» **Supplied information**:
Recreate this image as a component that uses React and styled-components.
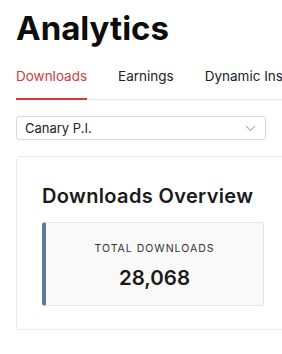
import React from "react";
import styled, { createGlobalStyle } from "styled-components";

const GlobalStyle = createGlobalStyle`
  html, body {
    margin: 0;
    padding: 0;
    overflow: hidden;
    background: #fff;
  }
  body {
    font-family: Inter, "Noto Sans", sans-serif;
    color: #1a1a1a;
  }
`;

const Page = styled.div`
  width: 300px;
  padding: 10px 0 0 16px;
`;

const Title = styled.h1`
  margin: 0;
  font-size: 33px;
  line-height: 36px;
  font-weight: 700;
  color: #0d0d0d;
`;

const Tabs = styled.div`
  display: flex;
  gap: 31px;
  margin-top: 21px;
  border-bottom: 1px solid #e6e6e6;
  white-space: nowrap;
`;

const Tab = styled.div`
  font-size: 13.5px;
  line-height: 18px;
  padding-bottom: 13px;
  color: ${(p) => (p.$active ? "#d23b3b" : "#222")};
  border-bottom: 2px solid ${(p) => (p.$active ? "#d23b3b" : "transparent")};
  margin-bottom: -1px;
`;

const Select = styled.div`
  display: flex;
  align-items: center;
  justify-content: space-between;
  box-sizing: border-box;
  width: 250px;
  height: 24px;
  margin-top: 16px;
  padding: 0 9px 0 8px;
  border: 1px solid #d9d9d9;
  border-radius: 3px;
  font-size: 13px;
  color: #222;
`;

const Card = styled.div`
  box-sizing: border-box;
  width: 274px;
  margin-top: 16px;
  padding: 27px 25px 23px;
  border: 1px solid #ececec;
  border-radius: 4px;
`;

const CardTitle = styled.h2`
  margin: 0;
  font-size: 20px;
  line-height: 24px;
  font-weight: 600;
  letter-spacing: 0.35px;
  color: #1a1a1a;
`;

const Stat = styled.div`
  display: flex;
  flex-direction: column;
  align-items: center;
  margin-top: 14px;
  height: 84px;
  box-sizing: border-box;
  padding-top: 19px;
  background: #f9f9f9;
  border: 1px solid #e6e6e6;
  border-left: 4px solid #5b7b98;
  border-radius: 3px;
`;

const StatLabel = styled.div`
  font-size: 10.5px;
  line-height: 14px;
  letter-spacing: 1px;
  color: #333;
`;

const StatValue = styled.div`
  margin-top: 9px;
  font-size: 20.5px;
  line-height: 26px;
  font-weight: 600;
  color: #1a1a1a;
`;

function Chevron() {
  return (
    <svg width="11" height="7" viewBox="0 0 11 7" fill="none">
      <path d="M1 1l4.5 4.5L10 1" stroke="#b5b5b5" strokeWidth="1.1" />
    </svg>
  );
}

export default function App() {
  return (
    <Page>
      <GlobalStyle />
      <Title>Analytics</Title>
      <Tabs>
        <Tab $active>Downloads</Tab>
        <Tab>Earnings</Tab>
        <Tab>Dynamic Insights</Tab>
      </Tabs>
      <Select>
        <span>Canary P.I.</span>
        <Chevron />
      </Select>
      <Card>
        <CardTitle>Downloads Overview</CardTitle>
        <Stat>
          <StatLabel>TOTAL DOWNLOADS</StatLabel>
          <StatValue>28,068</StatValue>
        </Stat>
      </Card>
    </Page>
  );
}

» **Given task**:
Pictures are to be left out; repeat all the remaining data exactly.

» **Solution to this exercise**:
Recreate this image as a component that uses React and styled-components.
import React from "react";
import styled, { createGlobalStyle } from "styled-components";

const GlobalStyle = createGlobalStyle`
  html, body {
    margin: 0;
    padding: 0;
    overflow: hidden;
    background: #fff;
  }
  body {
    font-family: Inter, "Noto Sans", sans-serif;
    color: #1a1a1a;
  }
`;

const Page = styled.div`
  width: 300px;
  padding: 10px 0 0 16px;
`;

const Title = styled.h1`
  margin: 0;
  font-size: 33px;
  line-height: 36px;
  font-weight: 700;
  color: #0d0d0d;
`;

const Tabs = styled.div`
  display: flex;
  gap: 31px;
  margin-top: 21px;
  border-bottom: 1px solid #e6e6e6;
  white-space: nowrap;
`;

const Tab = styled.div`
  font-size: 13.5px;
  line-height: 18px;
  padding-bottom: 13px;
  color: ${(p) => (p.$active ? "#d23b3b" : "#222")};
  border-bottom: 2px solid ${(p) => (p.$active ? "#d23b3b" : "transparent")};
  margin-bottom: -1px;
`;

const Select = styled.div`
  display: flex;
  align-items: center;
  justify-content: space-between;
  box-sizing: border-box;
  width: 250px;
  height: 24px;
  margin-top: 16px;
  padding: 0 9px 0 8px;
  border: 1px solid #d9d9d9;
  border-radius: 3px;
  font-size: 13px;
  color: #222;
`;

const Card = styled.div`
  box-sizing: border-box;
  width: 274px;
  margin-top: 16px;
  padding: 27px 25px 23px;
  border: 1px solid #ececec;
  border-radius: 4px;
`;

const CardTitle = styled.h2`
  margin: 0;
  font-size: 20px;
  line-height: 24px;
  font-weight: 600;
  letter-spacing: 0.35px;
  color: #1a1a1a;
`;

const Stat = styled.div`
  display: flex;
  flex-direction: column;
  align-items: center;
  margin-top: 14px;
  height: 84px;
  box-sizing: border-box;
  padding-top: 19px;
  background: #f9f9f9;
  border: 1px solid #e6e6e6;
  border-left: 4px solid #5b7b98;
  border-radius: 3px;
`;

const StatLabel = styled.div`
  font-size: 10.5px;
  line-height: 14px;
  letter-spacing: 1px;
  color: #333;
`;

const StatValue = styled.div`
  margin-top: 9px;
  font-size: 20.5px;
  line-height: 26px;
  font-weight: 600;
  color: #1a1a1a;
`;

function Chevron() {
  return (
    <svg width="11" height="7" viewBox="0 0 11 7" fill="none">
      <path d="M1 1l4.5 4.5L10 1" stroke="#b5b5b5" strokeWidth="1.1" />
    </svg>
  );
}

export default function App() {
  return (
    <Page>
      <GlobalStyle />
      <Title>Analytics</Title>
      <Tabs>
        <Tab $active>Downloads</Tab>
        <Tab>Earnings</Tab>
        <Tab>Dynamic Insights</Tab>
      </Tabs>
      <Select>
        <span>Canary P.I.</span>
        <Chevron />
      </Select>
      <Card>
        <CardTitle>Downloads Overview</CardTitle>
        <Stat>
          <StatLabel>TOTAL DOWNLOADS</StatLabel>
          <StatValue>28,068</StatValue>
        </Stat>
      </Card>
    </Page>
  );
}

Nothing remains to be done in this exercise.